- **DATA EXTRACT**

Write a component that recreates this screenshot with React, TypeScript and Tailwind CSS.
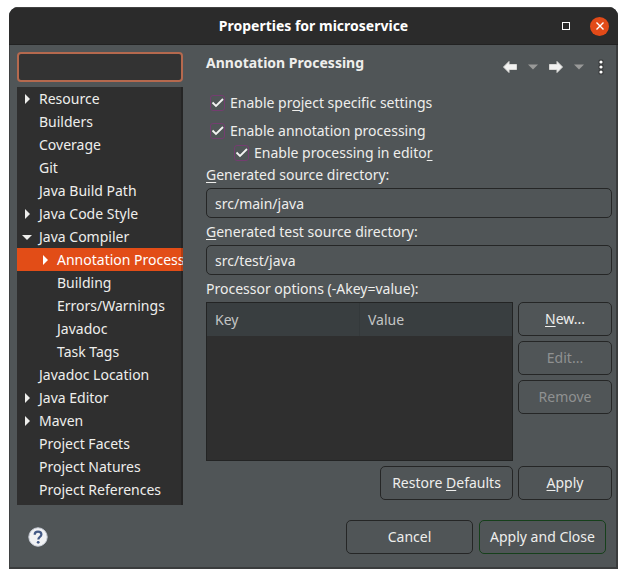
import React, { useState } from "react";

type Item = { label: string; depth: 0 | 1; state?: "open" | "closed" };

const items: Item[] = [
  { label: "Resource", depth: 0, state: "closed" },
  { label: "Builders", depth: 0 },
  { label: "Coverage", depth: 0 },
  { label: "Git", depth: 0 },
  { label: "Java Build Path", depth: 0 },
  { label: "Java Code Style", depth: 0, state: "closed" },
  { label: "Java Compiler", depth: 0, state: "open" },
  { label: "Annotation Processing", depth: 1, state: "closed" },
  { label: "Building", depth: 1 },
  { label: "Errors/Warnings", depth: 1 },
  { label: "Javadoc", depth: 1 },
  { label: "Task Tags", depth: 1 },
  { label: "Javadoc Location", depth: 0 },
  { label: "Java Editor", depth: 0, state: "closed" },
  { label: "Maven", depth: 0, state: "closed" },
  { label: "Project Facets", depth: 0 },
  { label: "Project Natures", depth: 0 },
  { label: "Project References", depth: 0 },
];

function Expander({ state }: { state?: "open" | "closed" }) {
  return (
    <svg viewBox="0 0 12 12" className="h-3 w-3 shrink-0" fill="currentColor" aria-hidden="true">
      {state === "closed" && <path d="M4 1v10l5-5z" />}
      {state === "open" && <path d="M1 4h10l-5 5z" />}
    </svg>
  );
}

function Tree() {
  const [selected, setSelected] = useState("Annotation Processing");
  return (
    <div className="relative flex-1 overflow-hidden bg-[#2f2f2f] pb-1">
      <ul role="tree" aria-label="Property pages">
        {items.map((item) => (
          <li
            key={item.label}
            role="treeitem"
            aria-level={item.depth + 1}
            aria-selected={selected === item.label}
            aria-expanded={item.state ? item.state === "open" : undefined}
            className={selected === item.label ? "bg-[#e24d17] text-white" : ""}
          >
            <button
              type="button"
              onClick={() => setSelected(item.label)}
              className={
                "flex h-[23px] w-full items-center gap-1.5 overflow-hidden text-left whitespace-nowrap " +
                (item.depth === 1 ? "pl-[22px]" : "pl-1")
              }
            >
              <Expander state={item.state} />
              <span>{item.label}</span>
            </button>
          </li>
        ))}
      </ul>
      <div className="pointer-events-none absolute inset-y-0 right-0 w-0.5 bg-black/20" />
    </div>
  );
}

function Check({ id, className = "", children }: { id: string; className?: string; children: React.ReactNode }) {
  return (
    <div className={"flex h-[22px] items-center gap-[5px] pl-1 " + className}>
      <span className="grid h-4 w-[15px] place-items-center">
        <input
          id={id}
          type="checkbox"
          defaultChecked
          className="peer col-start-1 row-start-1 h-4 w-[15px] appearance-none rounded-[3px] border border-[#743d70]"
        />
        <svg
          viewBox="0 0 15 16"
          className="pointer-events-none invisible col-start-1 row-start-1 h-4 w-[15px] text-[#f4f4f3] peer-checked:visible"
          fill="none"
          stroke="currentColor"
          strokeWidth="1.8"
          aria-hidden="true"
        >
          <path d="M2.500 7.500l3.500 3.500 7-7" />
        </svg>
      </span>
      <label htmlFor={id}>{children}</label>
    </div>
  );
}

function Key({ children }: { children: React.ReactNode }) {
  return <span className="underline underline-offset-2">{children}</span>;
}

function Btn({ className = "", ...rest }: React.ButtonHTMLAttributes<HTMLButtonElement>) {
  return (
    <button
      type="button"
      className={
        "h-[34px] rounded-[5px] border text-center whitespace-nowrap disabled:text-[#8f9191] " + className
      }
      {...rest}
    />
  );
}

function Field({ id, value, children }: { id: string; value: string; children: React.ReactNode }) {
  return (
    <div className="mb-[3px] flex flex-col gap-0.5">
      <label htmlFor={id}>{children}</label>
      <input
        id={id}
        type="text"
        defaultValue={value}
        className="h-[30px] w-full rounded-[5px] border border-[#252626] bg-transparent px-2 outline-none"
      />
    </div>
  );
}

function Toolbar() {
  return (
    <div className="flex h-[30px] items-center pr-2">
      <button type="button" aria-label="Back" className="mr-2.5">
        <svg viewBox="0 0 16 14" className="h-3.5 w-4" fill="#f2f2f1" stroke="#d8d8d6" strokeWidth="1">
          <path d="M1.500 7L7 1.500v3h7.500v5H7v3z" />
        </svg>
      </button>
      <button type="button" aria-label="Back history" className="mr-2.5">
        <svg viewBox="0 0 10 6" className="h-1.5 w-2.5" fill="#999a99">
          <path d="M0 0.500h10L5 5.500z" />
        </svg>
      </button>
      <button type="button" aria-label="Forward" className="mr-2.5">
        <svg viewBox="0 0 16 14" className="h-3.5 w-4" fill="#f2f2f1" stroke="#d8d8d6" strokeWidth="1">
          <path d="M14.500 7L9 1.500v3H1.500v5H9v3z" />
        </svg>
      </button>
      <button type="button" aria-label="Forward history" className="mr-3.5">
        <svg viewBox="0 0 10 6" className="h-1.5 w-2.5" fill="#999a99">
          <path d="M0 0.500h10L5 5.500z" />
        </svg>
      </button>
      <button type="button" aria-label="View menu">
        <svg viewBox="0 0 6 16" className="h-4 w-1.5">
          <g fill="#37393a">
            <rect x="0.500" y="0.500" width="5" height="5" rx="1.500" />
            <rect x="0.500" y="5.500" width="5" height="5" rx="1.500" />
            <rect x="0.500" y="10.500" width="5" height="5" rx="1.500" />
          </g>
          <g fill="#fff">
            <circle cx="3" cy="3" r="1.600" />
            <circle cx="3" cy="8" r="1.600" />
            <circle cx="3" cy="13" r="1.600" />
          </g>
        </svg>
      </button>
    </div>
  );
}

function TitleBar() {
  return (
    <header className="grid h-[38px] grid-cols-[1fr_auto_1fr] items-center border-t border-b border-t-[#424242] border-b-[#222] bg-[#2b2b2b] px-[9px]">
      <h1 className="col-start-2 font-bold text-white">Properties for microservice</h1>
      <div className="flex items-center justify-end gap-5">
        <button type="button" aria-label="Maximize" className="h-2 w-2 border border-white" />
        <button
          type="button"
          aria-label="Close"
          className="grid h-[19px] w-[19px] place-items-center rounded-full bg-[#e24a18]"
        >
          <svg viewBox="0 0 10 10" className="h-2.5 w-2.5" stroke="#fff" strokeWidth="1.400">
            <path d="M1.500 1.500l7 7M8.500 1.500l-7 7" />
          </svg>
        </button>
      </div>
    </header>
  );
}

export default function App() {
  return (
    <div className="bg-white px-[9px] pt-[7px] pb-[9px] font-['Noto_Sans',sans-serif] text-[14px] leading-[22px] text-[#eeeeec]">
      <div className="overflow-hidden rounded-t-[9px] bg-[#505557]">
        <TitleBar />
        <div className="border-r-2 border-b-2 border-l border-r-[#3a3c3d] border-b-[#3a3c3d] border-l-[#3f4142]">
          <div className="flex gap-[23px] pt-[7px] pr-1 pl-[7px]">
            <aside className="flex w-[166px] shrink-0 flex-col gap-[5px]">
              <input
                type="text"
                aria-label="Filter"
                className="h-[30px] w-full rounded-[4px] border-2 border-[#b5694e] bg-[#333] px-2 outline-none"
              />
              <Tree />
            </aside>

            <main className="min-w-0 flex-1">
              <div className="mb-2.5 flex items-start justify-between">
                <h2 className="font-bold">Annotation Processing</h2>
                <Toolbar />
              </div>
              <Check id="project" className="mb-1.5">
                Enable pr<Key>o</Key>ject specific settings
              </Check>
              <Check id="annotation">Enable annotation processing</Check>
              <Check id="editor" className="ml-6">
                Enable processing in edito<Key>r</Key>
              </Check>
              <Field id="src" value="src/main/java">
                <Key>G</Key>enerated source directory:
              </Field>
              <Field id="test" value="src/test/java">
                <Key>G</Key>enerated test source directory:
              </Field>
              <p className="mb-0.5">Processor options (-Akey=value):</p>
              <div className="grid grid-cols-[1fr_94px] gap-[5px]">
                <div className="h-[159px] border border-[#232424] bg-[#2f2f2f]">
                  <table className="w-full table-fixed text-left text-[#c3c5c5]">
                    <thead>
                      <tr className="h-[33px] bg-[#393e40]">
                        <th scope="col" className="border-r border-[#34393b] px-2 font-normal">
                          Key
                        </th>
                        <th scope="col" className="px-2 font-normal">
                          Value
                        </th>
                      </tr>
                    </thead>
                  </table>
                </div>
                <div className="flex flex-col gap-[5px]">
                  <Btn className="border-[#252626]">
                    <Key>N</Key>ew...
                  </Btn>
                  <Btn className="border-[#252626]" disabled>
                    Edit...
                  </Btn>
                  <Btn className="border-[#252626]" disabled>
                    Remove
                  </Btn>
                </div>
                <Btn className="w-[133px] justify-self-end border-[#252626]">
                  Restore <Key>D</Key>efaults
                </Btn>
                <Btn className="border-[#252626]">
                  <Key>A</Key>pply
                </Btn>
              </div>
            </main>
          </div>

          <footer className="flex items-center gap-1.5 pt-[15px] pr-2.5 pb-[13px] pl-[18px]">
            <button type="button" aria-label="Help" className="mr-auto">
              <svg viewBox="0 0 20 20" className="h-5 w-5">
                <circle cx="10" cy="10" r="9.200" fill="#f1f2f4" stroke="#c9ced8" />
                <path
                  d="M6.700 7.800C6.700 5.700 8 4.700 10 4.700s3.400 1.100 3.400 2.800c0 2.400-3.100 2.300-3.100 4.900"
                  fill="none"
                  stroke="#445a86"
                  strokeWidth="2.200"
                />
                <circle cx="10.200" cy="15.300" r="1.400" fill="#445a86" />
              </svg>
            </button>
            <Btn className="w-[127px] border-[#252626]">Cancel</Btn>
            <Btn className="w-[127px] border-[#16401b]">Apply and Close</Btn>
          </footer>
        </div>
      </div>
    </div>
  );
}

- **OBJECTIVE**
Count the lines that hold the string "React" and state that number alone.

- **EXERCISE OUTPUT**
6